The value proposition shifts toward usage and makes maintenance a strategic foundation of the regenerative industry of the future.
Work itself changes in nature within this context. It is no longer confined to fabrication but encompasses design, maintenance, coordination, and service relationships. The technician becomes a central actor of continuity and reliability. This role requires mastery of data, understanding of complex systems, and anticipation of failures. Design evolves accordingly, integrating repairability and durability from the outset. Experiential knowledge, long marginalized, regains decisive centrality. Maintenance 5.0 exemplifies this evolution by placing humans at the heart of learning loops. Work becomes an activity of interpretation, an art of sustaining, a constant effort to extend the life of technical systems. From a financial perspective, this shift requires new investment instruments. Long-term performance contracts and subscriptions demand new ways of assessing profitability. Green bonds, impact funds, and the European green taxonomy sketch partial responses, yet institutional recognition of usage value remains incomplete. Accounting standards, taxation, and property law must evolve to support this logic of shared usage and extended responsibility.
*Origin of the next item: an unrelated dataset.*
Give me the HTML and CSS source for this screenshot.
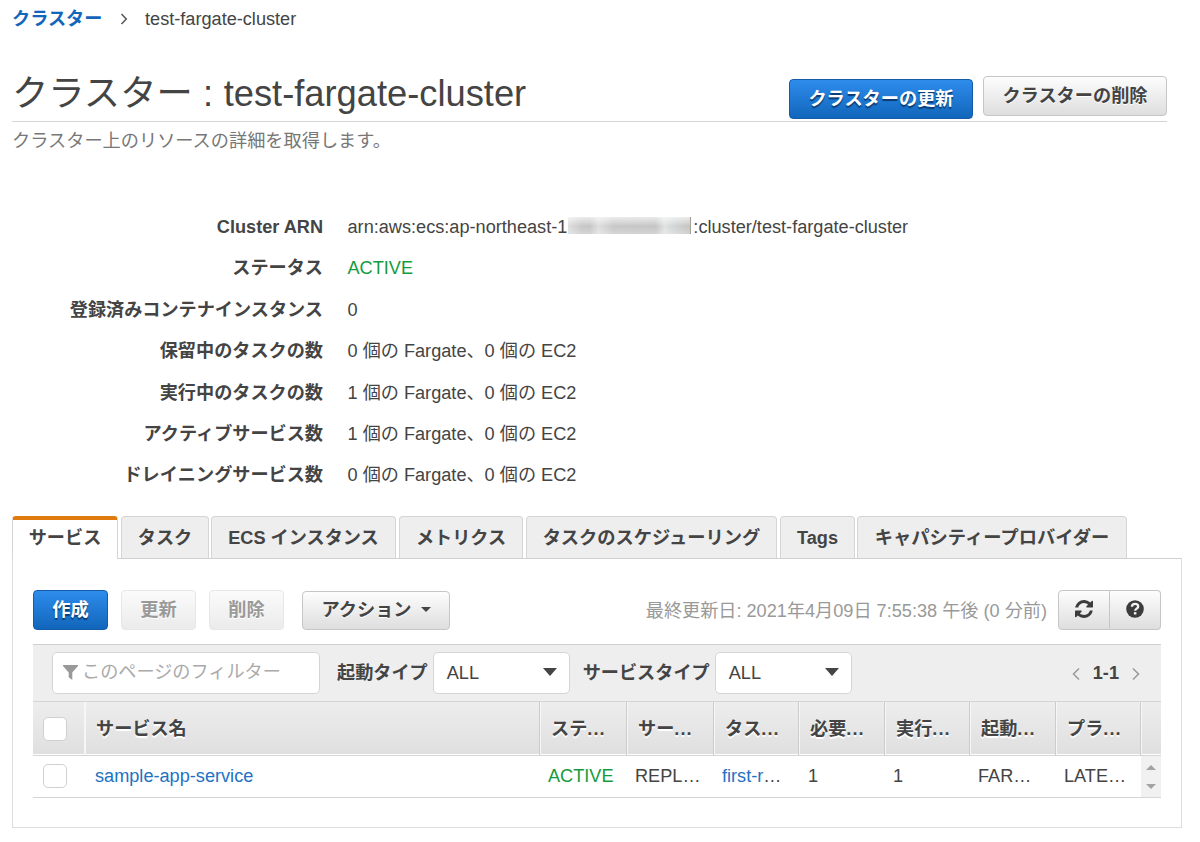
FILE: index.html
```html
<!DOCTYPE html>
<html lang="ja">
<head>
<meta charset="utf-8">
<title>test-fargate-cluster</title>
<link rel="stylesheet" href="styles.css">
</head>
<body>
<nav class="breadcrumb">
  <a class="crumb-link">クラスター</a>
  <svg class="crumb-arrow" width="8" height="12" viewBox="0 0 8 12"><path d="M1.500 1 6.300 6 1.500 11" fill="none" stroke="#555" stroke-width="1.500"/></svg>
  <span>test-fargate-cluster</span>
</nav>
<header class="heading">
  <h1 class="title">クラスター<span class="title-colon"> : </span>test-fargate-cluster</h1>
  <div class="heading-actions">
    <button class="btn btn-primary btn-update">クラスターの更新</button>
    <button class="btn btn-delete">クラスターの削除</button>
  </div>
</header>
<p class="description">クラスター上のリソースの詳細を取得します。</p>
<dl class="details">
  <dt>Cluster ARN</dt><dd>arn:aws:ecs:ap-northeast-1:<span class="account"><span class="redacted"></span></span>:cluster/test-fargate-cluster</dd>
  <dt>ステータス</dt><dd class="active">ACTIVE</dd>
  <dt>登録済みコンテナインスタンス</dt><dd>0</dd>
  <dt>保留中のタスクの数</dt><dd>0 個の Fargate、0 個の EC2</dd>
  <dt>実行中のタスクの数</dt><dd>1 個の Fargate、0 個の EC2</dd>
  <dt>アクティブサービス数</dt><dd>1 個の Fargate、0 個の EC2</dd>
  <dt>ドレイニングサービス数</dt><dd>0 個の Fargate、0 個の EC2</dd>
</dl>
<div class="tabs">
  <div class="tab tab-selected">サービス</div>
  <div class="tab tab-task">タスク</div>
  <div class="tab tab-ecs">ECS インスタンス</div>
  <div class="tab tab-metrics">メトリクス</div>
  <div class="tab tab-schedule">タスクのスケジューリング</div>
  <div class="tab tab-tags">Tags</div>
  <div class="tab tab-capacity">キャパシティープロバイダー</div>
</div>
<main class="panel">
  <div class="toolbar">
    <button class="btn btn-primary btn-small">作成</button>
    <button class="btn btn-small btn-disabled">更新</button>
    <button class="btn btn-small btn-disabled">削除</button>
    <button class="btn btn-menu">アクション<span class="menu-caret"></span></button>
    <span class="updated">最終更新日: 2021年4月09日 7:55:38 午後 (0 分前)</span>
    <div class="icon-group">
      <button class="btn icon-btn"><svg width="18" height="18" viewBox="0 0 1536 1536"><path fill="#3c3c3c" d="M1511 928q0 5-1 7-64 268-268 434.500T764 1536q-146 0-282.500-55T238 1324l-129 129q-19 19-45 19t-45-19-19-45V960q0-26 19-45t45-19h448q26 0 45 19t19 45-19 45l-137 137q71 66 161 102t187 36q134 0 250-65t186-179q11-17 53-117 8-23 30-23h192q13 0 22.500 9.500t9.500 22.500zm25-800v448q0 26-19 45t-45 19h-448q-26 0-45-19t-19-45 19-45l138-138Q969 256 768 256q-134 0-250 65T332 500q-11 17-53 117-8 23-30 23H50q-13 0-22.500-9.500T18 608v-7q65-268 270-434.500T768 0q146 0 284 55.500T1297 212l130-129q19-19 45-19t45 19 19 45z"/></svg></button>
      <button class="btn icon-btn"><svg width="18" height="18" viewBox="0 0 18 18"><circle cx="9" cy="9" r="8.800" fill="#3c3c3c"/><path d="M5.900 6.800C6 4.900 7.200 3.900 9 3.900c1.900 0 3.200 1.100 3.200 2.600 0 2.200-3 2.100-3 4.200" fill="none" stroke="#f2f2f2" stroke-width="2.300"/><rect x="7.900" y="12.100" width="2.500" height="2.400" fill="#f2f2f2"/></svg></button>
    </div>
  </div>
  <div class="filters">
    <div class="filter-input"><svg width="15" height="15" viewBox="0 0 15 15"><path d="M0 0h15v1L9.300 7.500V15L5.700 12.200V7.500L0 1z" fill="#999"/></svg><span>このページのフィルター</span></div>
    <label class="filter-label label-launch">起動タイプ</label>
    <div class="select">ALL<span class="select-caret"></span></div>
    <label class="filter-label label-service">サービスタイプ</label>
    <div class="select">ALL<span class="select-caret"></span></div>
    <div class="pager">
      <svg width="8" height="14" viewBox="0 0 8 14"><path d="M7 1.500 1.500 7 7 12.500" fill="none" stroke="#999" stroke-width="1.500"/></svg>
      <b>1-1</b>
      <svg width="8" height="14" viewBox="0 0 8 14"><path d="M1 1.500 6.500 7 1 12.500" fill="none" stroke="#999" stroke-width="1.500"/></svg>
    </div>
  </div>
  <div class="grid-row grid-head">
    <div class="check-cell"><span class="checkbox"></span></div>
    <div>サービス名</div><div>ステ<span class="dots">...</span></div><div>サー<span class="dots">...</span></div><div>タス<span class="dots">...</span></div><div>必要<span class="dots">...</span></div><div>実行<span class="dots">...</span></div><div>起動<span class="dots">...</span></div><div>プラ<span class="dots">...</span></div><div></div>
  </div>
  <div class="grid-row grid-body">
    <div class="check-cell"><span class="checkbox"></span></div>
    <div class="link">sample-app-service</div><div class="active">ACTIVE</div><div>REPL…</div><div><span class="link">first-r</span>…</div><div>1</div><div>1</div><div>FAR…</div><div>LATE…</div>
    <div class="scroller"><span class="scroll-up"></span><span class="scroll-down"></span></div>
  </div>
</main>
</body>
</html>
```
FILE: styles.css
```css
* { box-sizing: border-box; }
body {
  margin: 0;
  padding: 0 18px 0 12px;
  height: 842px;
  overflow: hidden;
  background: #fff;
  color: #444;
  font: 18.15px/24px "Liberation Sans", "Noto Sans CJK JP", sans-serif;
}
.breadcrumb { display: flex; align-items: center; height: 38px; }
.crumb-link { width: 91px; font-weight: bold; color: #1166bb; }
.crumb-arrow { margin: 0 17px 0 17px; }
.heading {
  display: flex;
  justify-content: space-between;
  width: 1155px;
  height: 84px;
  border-bottom: 1px solid #d5d5d5;
}
.title { margin: 34px 0 0; font-size: 36.300px; line-height: 44px; font-weight: normal; white-space: pre; }
.title-colon { letter-spacing: .2px; }
.heading-actions { display: flex; gap: 10px; padding-top: 38px; }
.btn {
  display: flex;
  align-items: center;
  justify-content: center;
  width: 184px;
  height: 40px;
  padding: 0;
  border: 1px solid #c6c6c6;
  border-radius: 4px;
  background: linear-gradient(#fdfdfd, #dedede);
  color: #444;
  font: bold 18.2px/24px "Liberation Sans", "Noto Sans CJK JP", sans-serif;
  text-shadow: 0 1px 0 #fff;
  white-space: nowrap;
}
.btn-primary {
  border-color: #145ca8;
  background: linear-gradient(#2e8cec, #1166bb);
  color: #fff;
  text-shadow: 0 2px 1px #0a3a70;
}
.btn-update { margin-top: 3px; }
.description { margin: 7px 0 0; color: #777; font-size: 18.2px; }
.details {
  display: grid;
  grid-template-columns: 311px 1fr;
  grid-auto-rows: 41.400px;
  column-gap: 24.500px;
  align-items: center;
  margin: 53.400px 0 0;
}
.details dt { text-align: right; font-weight: bold; }
.details dd { margin: 0; white-space: nowrap; }
.active { color: #149b3e; }
.account { position: relative; display: inline-block; width: 121px; height: 17px; vertical-align: -3px; }
.redacted {
  position: absolute;
  left: -4px;
  top: -2px;
  width: 123px;
  height: 17px;
  background:
    linear-gradient(rgba(255,255,255,.65), rgba(255,255,255,0) 55%, rgba(255,255,255,.25)),
    linear-gradient(90deg, #dedede, #c8c8c8 11%, #c6c6c6 18%, #dedede 25%, #c8c8c8 37%, #c5c5c5 72%, #dfe2e1 79%, #cfd3d3 88%, #c6c4c0);
  border-right: 1px solid #a39f9a;
}
.tabs { display: flex; gap: 3px; height: 42px; margin-top: 19.800px; }
.tab {
  height: 42px;
  padding-top: 9px;
  border: 1px solid #d5d5d5;
  border-bottom: 0;
  border-radius: 4px 4px 0 0;
  background: #eee;
  font-weight: bold;
  text-align: center;
  white-space: nowrap;
}
.tab-selected {
  width: 106px;
  height: 43px;
  padding-top: 6px;
  border-top: 4px solid #e07b0d;
  background: #fff;
  position: relative;
}
.tab-task { width: 88px; }
.tab-ecs { width: 185px; margin-left: -1px; }
.tab-metrics { width: 124px; }
.tab-schedule { width: 251px; }
.tab-tags { width: 75px; }
.tab-capacity { width: 270px; margin-left: -1px; }
.tab-schedule, .tab-capacity { font-size: 18.250px; }
.panel { height: 270px; padding: 31px 20px 0; border: 1px solid #ddd; border-top-color: #d0d0d0; }
.toolbar { display: flex; height: 54px; }
.btn-small { width: 75px; margin-right: 13px; }
.btn-disabled { border-color: #e7e7e7; background: linear-gradient(#fbfbfb, #ebebeb); color: #999; }
.btn-menu { width: 148px; height: 39px; margin: 1px 0 0 5px; }
.menu-caret { margin: 0 0 1px 9px; border: 5px solid transparent; border-top-color: #444; border-bottom: 0; }
.updated { margin: 9px 11px 0 auto; color: #999; white-space: nowrap; }
.icon-group { display: flex; }
.icon-btn { width: 52px; padding-bottom: 2px; border-radius: 4px 0 0 4px; }
.icon-btn + .icon-btn { border-left: 0; border-radius: 0 4px 4px 0; width: 51px; }
.filters {
  display: flex;
  align-items: center;
  height: 57px;
  padding-left: 19px;
  border-top: 1px solid #d0d0d0;
  background: #eee;
}
.filter-input {
  display: flex;
  align-items: center;
  gap: 4px;
  width: 268px;
  height: 42px;
  padding: 0 10px 1px;
  border: 1px solid #d5d5d5;
  border-radius: 5px;
  background: #fff;
  color: #aaa;
}
.filter-label { margin-right: 5px; font-weight: bold; white-space: nowrap; }
.label-launch { margin-left: 17px; }
.label-service { margin-left: 13px; }
.select {
  display: flex;
  align-items: center;
  justify-content: space-between;
  width: 137px;
  height: 42px;
  padding: 0 12px 0 13px;
  border: 1px solid #d5d5d5;
  border-radius: 5px;
  background: #fff;
}
.select-caret { margin-bottom: 2px; border: 7px solid transparent; border-top: 8px solid #444; border-bottom: 0; }
.pager { display: flex; align-items: center; gap: 13px; margin: 0 21px 0 auto; }
.pager svg { margin-top: 3px; }
.grid-row {
  display: grid;
  grid-template-columns: 52px 455px 87px 87px 85px 86px 85px 86px 85px 20px;
  white-space: nowrap;
}
.grid-head {
  height: 55px;
  border-top: 1px solid #d5d5d5;
  border-bottom: 1px solid #d5d5d5;
  background: linear-gradient(#ededed, #dfdfdf);
  box-shadow: inset 0 -1px #fff;
  font-weight: bold;
  text-shadow: 0 2px 1px #fff;
}
.grid-head > div { padding: 15px 0 0 11px; border-right: 1px solid #ccc; box-shadow: 1px 0 #f6f6f6; }
.grid-head > div:last-child { border-right: 0; box-shadow: none; }
.grid-head > .check-cell { padding: 15px 0 0 10px; border-right-color: #f6f6f6; }
.dots { letter-spacing: 1.100px; }
.grid-body { height: 42px; border-bottom: 1px solid #d5d5d5; }
.grid-body > div { padding: 8px 0 0 8px; }
.grid-body > div:nth-child(2) { padding-left: 10px; }
.grid-body > div:nth-child(6) { padding-left: 9px; }
.grid-body > .check-cell { padding: 8px 0 0 10px; }
.link { color: #2272c3; }
.checkbox { display: block; width: 24px; height: 24px; border: 1px solid #d0d0d0; border-radius: 5px; background: #fff; }
.grid-body > .scroller {
  display: flex;
  flex-direction: column;
  align-items: center;
  justify-content: space-between;
  padding: 9px 0 8px;
  background: #f1f1f1;
}
.scroll-up, .scroll-down { border: 5px solid transparent; }
.scroll-up { border-bottom-color: #a3a3a3; border-top: 0; }
.scroll-down { border-top-color: #a3a3a3; border-bottom: 0; }
```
Individual labor ceases to be a mere factor in production and becomes a strategic support for sustaining, anticipating, and perpetuating industrial systems.
Ultimately, usage value opens the path toward sustainable economic sovereignty. It rests on the ability to maintain, repair, and extend rather than replace. It rehabilitates maintenance not as a cost but as a form of collective intelligence. It restores to work its primary function, that of keeping the world in working order. It reconciles economy, technology, and humanity around a single project, that of a prosperity that does not wear out.